*********************************************************
	CMU Neural Network Benchmark Database

Last Updated: February 28, 1993
FTP: ftp.cs.cmu.edu -  /afs/cs/project/connect/bench
AFS: /afs/cs.cmu.edu/project/connect/bench
Site contact:  neural-bench@cs.cmu.edu
*********************************************************

NetTalk Corpus
--------------
SOURCE:  Terry Sejnowski & Charles Rosenberg
RESULTS: 2
SUMMARY: This is an updated and corrected version of the data set used by
Sejnowski and Rosenberg in their influential study of speech generation
using a neural network.  The file "nettalk.data" contains a list of
20,008 English words, along with a phonetic transcription for each word.
The task is to train a network to produce the proper phonemes, given a
string of letters as input.  This is an example of an input/output mapping
task that exhibits strong global regularities, but also a large number of
more specialized rules and exceptional cases.


Parity
------
SOURCE:  Traditional
RESULTS: 2
SUMMARY: The task is to train a network to produce the sum, mod 2, of N
binary inputs -- otherwise known as computing the "odd parity" function.
See also the XOR benchmark, which is the 2-input case of parity.


Protein
-------
SOURCE:  Terry Sejnowski & Ning Qian
RESULTS: 1
SUMMARY: This is a data set used by Ning Qian and Terry Sejnowski in their
study using a neural net to predict the secondary structure of certain
globular proteins.  The idea is to take a linear sequence of amino
acids and to predict, for each of these amino acids, what secondary
structure it is a part of within the protein.  There are three choices:
alpha-helix, beta-sheet, and random-coil.  The data set contains both a
large set of training data and a distinct set of data that can be used for
testing the resulting network.  Qian and Sejnowski use a Nettalk-like
approach and report an accuracy of 64.3% on the test set, and they
speculate that this is about the best that can be done using only local
context.


Sonar, Mines vs.

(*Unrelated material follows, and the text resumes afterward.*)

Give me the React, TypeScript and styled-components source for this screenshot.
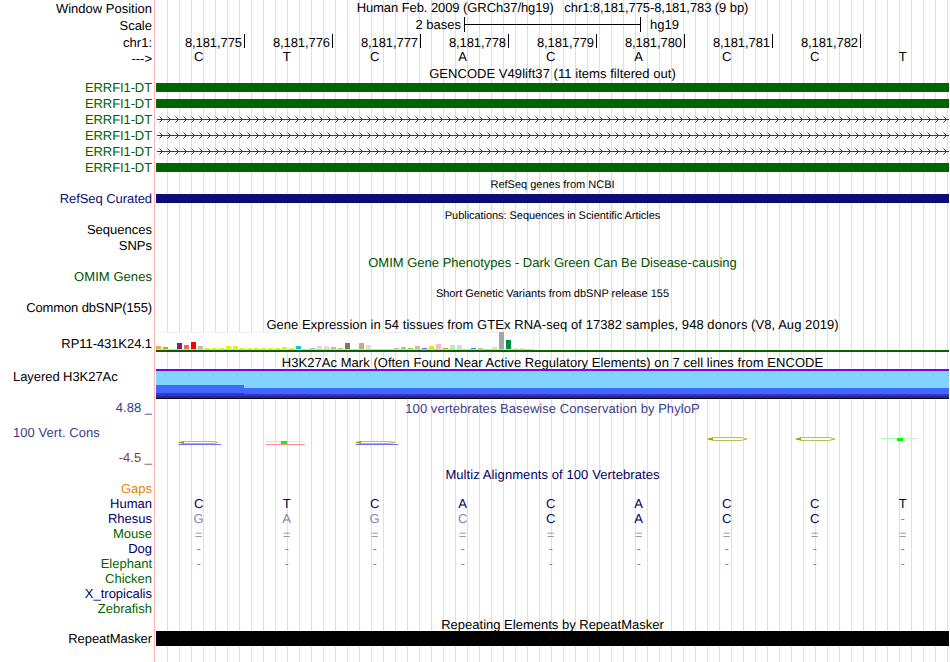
import React from "react";
import styled, { createGlobalStyle } from "styled-components";

const GlobalStyle = createGlobalStyle`
  * { box-sizing: border-box; }
  body { margin: 0; background: #fff; }
`;

const INK = "#000000";
const GREEN = "#006400";
const NAVY = "#0c0c78";
const DEEP = "#000064";
const SLATE = "#3c3c8c";

const Browser = styled.main`
  width: 949px;
  height: 662px;
  overflow: hidden;
  display: grid;
  grid-template-columns: 154px 795px;
  font: 13px/15px "Liberation Sans", Arial, sans-serif;
  color: ${INK};
  text-rendering: geometricPrecision;
`;

const Labels = styled.div`
  display: flex;
  flex-direction: column;
`;

const Tracks = styled.div`
  display: flex;
  flex-direction: column;
  border-left: 1px solid #ffb4b4;
  padding-left: 1px;
  background: repeating-linear-gradient(to right, #dcdcfa 0 1px, transparent 1px 12px) 12px 0 no-repeat;
`;

const Label = styled.div<{ $h: number; $pad?: number; $color?: string; $left?: boolean; $ls?: number }>`
  flex: none;
  height: ${(p) => p.$h}px;
  padding: ${(p) => p.$pad ?? 0}px 2px 0 13px;
  text-align: ${(p) => (p.$left ? "left" : "right")};
  color: ${(p) => p.$color ?? INK};
  letter-spacing: ${(p) => p.$ls ?? 0}px;
  white-space: pre;
`;

const Row = styled.div<{ $h: number; $pad?: number }>`
  flex: none;
  height: ${(p) => p.$h}px;
  padding-top: ${(p) => p.$pad ?? 0}px;
`;

const Title = styled(Row)<{ $color?: string; $ls?: number; $small?: boolean }>`
  text-align: center;
  white-space: pre;
  color: ${(p) => p.$color ?? INK};
  letter-spacing: ${(p) => p.$ls ?? 0}px;
  font-size: ${(p) => (p.$small ? 11 : 13)}px;
`;

const ScaleRow = styled(Row)`
  display: flex;
`;

const ScaleStart = styled.span`
  width: 305px;
  text-align: right;
  margin-right: 3px;
`;

const ScaleBar = styled.span`
  width: 177px;
  height: 15px;
  border: solid #000;
  border-width: 0 1px;
  background: linear-gradient(#000, #000) 0 7px / 100% 1px no-repeat;
  margin-right: 9px;
`;

const Ruler = styled(Row)`
  display: flex;
`;

const Tick = styled.span`
  flex: none;
  width: 88px;
  height: 14px;
  padding-right: 2px;
  text-align: right;
  line-height: 17px;
  letter-spacing: -0.08px;
  border-right: 1px solid #000;
  &:first-child { width: 89px; }
`;

const Bases = styled(Row)<{ $color?: string }>`
  display: grid;
  grid-template-columns: repeat(9, 88px);
  margin-left: -1.4px;
  text-align: center;
  color: ${(p) => p.$color ?? INK};
`;

const Base = styled.span<{ $dim?: boolean }>`
  color: ${(p) => (p.$dim ? "#8282b4" : "inherit")};
`;

const Block = styled.div<{ $h: number; $color: string }>`
  height: ${(p) => p.$h}px;
  background: ${(p) => p.$color};
`;

const Drawing = styled.svg`
  display: block;
  flex: none;
`;

const Expression = styled.div`
  flex: none;
  width: 378px;
  height: 18px;
  padding-right: 1px;
  display: grid;
  grid-template-columns: repeat(54, 5px);
  column-gap: 2px;
  align-items: end;
  background: #fff;
  border: solid #f0f0f0;
  border-width: 1px 1px 1px 0;
  border-bottom-color: #d2d2d2;
`;

const Tissue = styled.span<{ $h: number; $color: string }>`
  height: ${(p) => p.$h}px;
  margin-top: -1px;
  background: ${(p) => p.$color};
`;

const TAN = "#cdb79e";
const YEL = "#eeee00";
const PNK = "#eed5d2";
const NONE: [number, string] = [0, "#fff"];
const tissues: [number, string][] = [
  [3, "#ffa54f"], [2, "#ee9a00"], NONE, [6, "#8b1c62"], [4, "#ee6a50"], [7, "#ff0000"], [3, TAN],
  [1, YEL], [1, YEL], [1, YEL], [3, YEL], [3, YEL], [1, YEL], [1, YEL], [1, YEL], [1, YEL], [1, YEL], [1, YEL],
  [2, YEL], [1, YEL], [3, "#00cdcd"], NONE, [1, "#9ac0cd"], [3, PNK], [3, PNK], [2, TAN], [1, TAN],
  [6, "#8b7355"], NONE, [6, "#cdaa7d"], [4, PNK], NONE, NONE, NONE, [1, TAN], [2, TAN], [1, "#9acd32"],
  [3, TAN], [1, "#7a67ee"], [3, "#ffd700"], [5, "#ffb6c1"], [1, "#cd9b1d"], [4, "#b4eeb4"], [4, "#d9d9d9"],
  NONE, [1, "#1e90ff"], [1, TAN], NONE, [2, "#ffd39b"], [17, "#a6a6a6"], [9, "#008b45"], [1, PNK], [1, PNK], NONE,
];

const Arrows = ({ id }: { id: string }) => (
  <Drawing width="793" height="16" shapeRendering="crispEdges">
    <defs>
      <pattern id={id} x="3" width="8" height="16" patternUnits="userSpaceOnUse">
        <path d="M1 6h1v1h-1zM2 7h1v1h-1zM1 10h1v1h-1zM2 9h1v1h-1z" fill={GREEN} />
        <path d="M0 5h1v1h-1zM0 11h1v1h-1z" fill="#78aa78" />
      </pattern>
    </defs>
    <rect x="1" y="8" width="792" height="1" fill={GREEN} />
    <rect width="793" height="16" fill={`url(#${id})`} />
  </Drawing>
);

const FlatC = ({ x, y, half = 1.5 }: { x: number; y: number; half?: number }) => (
  <g>
    <path
      d={`M${x + 40} ${y}L${x + 34} ${y - half}H${x + 7}L${x + 1} ${y}L${x + 7} ${y + half}H${x + 34}L${x + 40} ${y}`}
      fill="#fff"
      stroke="#b4b43c"
      strokeWidth=".9"
    />
    <path d={`M${x} ${y}l6-1.6v3.2z`} fill="#a0a000" />
  </g>
);

const Conservation = () => (
  <Drawing width="793" height="52">
    <FlatC x={22} y={27.5} half={1} />
    <path d="M22.5 29.5h42.5" stroke="#6e6eff" />
    <FlatC x={199} y={27.5} half={1} />
    <path d="M199.5 29.5h42.5" stroke="#6e6eff" />
    <path d="M110 26.5h37" stroke="#b4ffb4" />
    <path d="M110 29.5h39" stroke="#ff8c8c" />
    <rect x="125" y="26" width="6" height="3" fill="#00ff00" />
    <FlatC x={551} y={24} />
    <FlatC x={639} y={24} />
    <path d="M725 23.5h37" stroke="#b4ffb4" />
    <rect x="741" y="23" width="6" height="3" fill="#00ff00" />
  </Drawing>
);

const Acetylation = () => (
  <Drawing width="793" height="30" shapeRendering="crispEdges">
    <rect width="793" height="30" fill="#80d4ff" />
    <rect width="793" height="2" fill="#7d00f0" />
    <path d="M0 16h88v3h705v6H0z" fill="#4169ff" />
    <path d="M0 24h88v1h705v2H0z" fill="#3c32d2" />
    <rect y="27" width="793" height="2" fill="#1e289b" />
    <rect y="29" width="793" height="1" fill="#000014" />
  </Drawing>
);

const positions = [775, 776, 777, 778, 779, 780, 781, 782].map((n) => `8,181,${n}`);
const species: [string, string][] = [
  ["Gaps", "#e68200"], ["Human", DEEP], ["Rhesus", DEEP], ["Mouse", GREEN], ["Dog", DEEP],
  ["Elephant", GREEN], ["Chicken", GREEN], ["X_tropicalis", DEEP], ["Zebrafish", GREEN],
];
const alignment = [
  { bases: "CTCACACCT", dim: 0 },
  { bases: "GAGCCACC-", dim: 4, lastDim: true },
  { bases: "=========", dim: 9, pad: 1 },
  { bases: "---------", dim: 9 },
  { bases: "---------", dim: 9 },
];

export default function App() {
  return (
    <>
      <GlobalStyle />
      <Browser>
        <Labels>
          <Label $h={16} $pad={1}>Window Position</Label>
          <Label $h={18} $pad={2}>Scale</Label>
          <Label $h={16} $pad={1}>chr1:</Label>
          <Label $h={29} $pad={1}>---&gt;</Label>
          {[0, 1, 2, 3, 4, 5].map((i) => (
            <Label key={i} $h={16} $pad={1} $color={GREEN} $ls={-0.1}>ERRFI1-DT</Label>
          ))}
          <Label $h={31} $pad={16} $color={NAVY} $ls={-0.07}>RefSeq Curated</Label>
          <Label $h={32} $pad={16}>Sequences</Label>
          <Label $h={16}>SNPs</Label>
          <Label $h={31} $pad={15} $color="#005000" $ls={0.06}>OMIM Genes</Label>
          <Label $h={31} $pad={15} $ls={-0.12}>Common dbSNP(155)</Label>
          <Label $h={40} $pad={20} $ls={-0.07}>RP11-431K24.1</Label>
          <Label $h={44} $pad={13} $left $ls={-0.06}>Layered H3K27Ac</Label>
          <Label $h={25} $color={SLATE}>4.88 _</Label>
          <Label $h={25} $color={SLATE} $left $ls={0.06}>100 Vert. Cons</Label>
          <Label $h={31} $color="#8c3c3c">-4.5 _</Label>
          {species.map(([name, color]) => (
            <Label key={name} $h={15} $color={color}>{name}</Label>
          ))}
          <Label $h={46} $pad={15} $ls={-0.07}>RepeatMasker</Label>
        </Labels>
        <Tracks>
          <Title $h={16} $ls={-0.08}>Human Feb. 2009 (GRCh37/hg19)   chr1:8,181,775-8,181,783 (9 bp)</Title>
          <ScaleRow $h={18} $pad={1}>
            <ScaleStart>2 bases</ScaleStart>
            <ScaleBar />
            <span>hg19</span>
          </ScaleRow>
          <Ruler $h={15}>
            {positions.map((p) => <Tick key={p}>{p}</Tick>)}
          </Ruler>
          <Bases $h={17}>
            {[..."CTCACACCT"].map((b, i) => <Base key={i}>{b}</Base>)}
          </Bases>
          <Title $h={17} $ls={0.05}>GENCODE V49lift37 (11 items filtered out)</Title>
          <Row $h={16}><Block $h={9} $color={GREEN} /></Row>
          <Row $h={12}><Block $h={9} $color={GREEN} /></Row>
          <Arrows id="a1" />
          <Arrows id="a2" />
          <Arrows id="a3" />
          <Row $h={15} $pad={4}><Block $h={9} $color={GREEN} /></Row>
          <Title $h={20} $pad={4} $small>RefSeq genes from NCBI</Title>
          <Row $h={14}><Block $h={9} $color={NAVY} /></Row>
          <Title $h={47} $pad={1} $small $ls={-0.05}>Publications: Sequences in Scientific Articles</Title>
          <Title $h={31} $color="#005000">OMIM Gene Phenotypes - Dark Green Can Be Disease-causing</Title>
          <Title $h={31} $pad={1} $small>Short Genetic Variants from dbSNP release 155</Title>
          <Title $h={15} $ls={0.055}>Gene Expression in 54 tissues from GTEx RNA-seq of 17382 samples, 948 donors (V8, Aug 2019)</Title>
          <Expression>
            {tissues.map(([h, c], i) => <Tissue key={i} $h={h} $color={c} />)}
          </Expression>
          <Row $h={5}><Block $h={2} $color={GREEN} /></Row>
          <Title $h={14} $ls={0.045}>H3K27Ac Mark (Often Found Near Active Regulatory Elements) on 7 cell lines from ENCODE</Title>
          <Acetylation />
          <Title $h={16} $pad={2} $color={SLATE} $ls={0.05}>100 vertebrates Basewise Conservation by PhyloP</Title>
          <Conservation />
          <Title $h={29} $color={DEEP} $ls={0.09}>Multiz Alignments of 100 Vertebrates</Title>
          {alignment.map((row, r) => (
            <Bases key={r} $h={15} $pad={row.pad} $color={DEEP}>
              {[...row.bases].map((b, i) => (
                <Base key={i} $dim={i < row.dim || (row.lastDim && i === 8)}>{b}</Base>
              ))}
            </Bases>
          ))}
          <Title $h={60} $pad={46}>Repeating Elements by RepeatMasker</Title>
          <Block $h={15} $color="#000" />
        </Tracks>
      </Browser>
    </>
  );
}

Rocks
----------------------
SOURCE:  Terry Sejnowski & R. Paul Gorman
RESULTS: 1 (1 variant)
SUMMARY: This is the data set used by Gorman and Sejnowski in their study
of the classification of sonar signals using a neural network.  The
task is to train a network to discriminate between sonar signals bounced
off a metal cylinder and those bounced off a roughly cylindrical rock.


Two Spirals
-----------
SOURCE:  Alexis Wieland of MITRE Corporation
RESULTS: 6 (2 variants)
SUMMARY: The task is to learn to discriminate between two sets of training
points which lie on two distinct spirals in the x-y plane.  These spirals
coil three times around the origin and around one another.  This appears to
be a very difficult task for back-propagation networks and their relatives.
Problems like this one, whose inputs are points on the 2-D plane, are
interesting because we can display the 2-D "receptive field" of any unit in
the network.


Vowel Recognition
-----------------
SOURCE:  David Deterding, Mahesan Niranjan & Tony Robinson
RESULTS: 16
SUMMARY: Speaker independent recognition of the eleven steady state vowels
of British English using a specified training set of lpc derived log area
ratios.


XOR
---
SOURCE:  Traditional
RESULTS: 4 (4 variants)
SUMMARY: The task is to train a network to produce the boolean "exclusive
or" function of two variables.  This is perhaps the simplest learning
problem that is not linearly separable.  It therefore cannot be performed
by a perception-like network with only a single layer of trainable weights.
In its various forms, XOR has been the most popular learning benchmark in
recent literature.  XOR is a special case of the parity function, but here
we will treat it as a separate benchmark in its own right.